Entanglement assisted communication complexity measured by distinguishability

Abstract

We investigate the quantum advantage that can arise in typical two-party communication scenarios, where the sender and the receiver are allowed to share prior correlations. Focusing on communication tasks constrained by the distinguishability of the sender's inputs, we demonstrate that entanglement-assisted communication with both classical and quantum message can outperform classical communication supplemented with shared randomness. We begin by developing a general framework for communication tasks with pre-shared correlations. Within this framework, we establish an equivalence among entanglement-assisted classical communication, entanglement-assisted quantum communication, and quantum communication, showing that no hierarchy exists between these three paradigms. We then investigate the scenario where the receiver has no input and prove that no advantage can arise in this case.
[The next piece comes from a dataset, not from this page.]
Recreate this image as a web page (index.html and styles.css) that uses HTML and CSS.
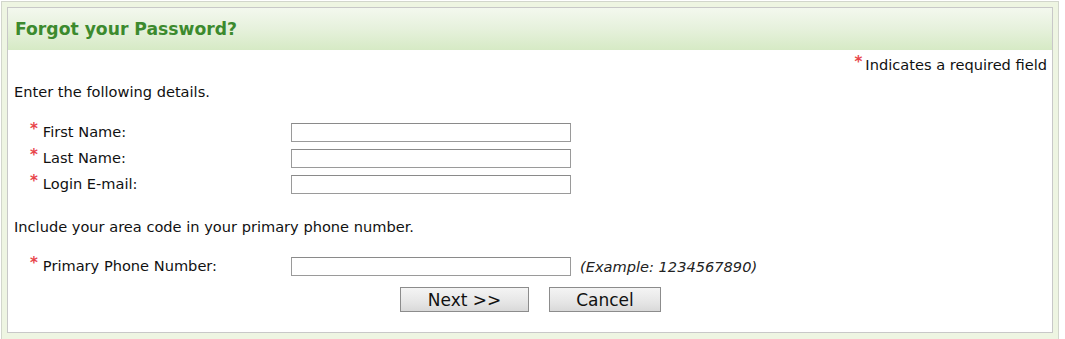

However, an advantage in the entanglement-assisted setting emerges once additional constraints are imposed on the dimension of the communicated message. This further highlights the superiority of entanglement-assisted classical communication over standard quantum communication. Then we demonstrate several tasks where the entanglement-assisted protocol using one-bit communication proves to be advantageous over classical communication. Finally, by constructing an explicit class of communication tasks, we show that a non-maximally entangled states outperform the maximally entangled state as a pre-shared resource between the communicating parties.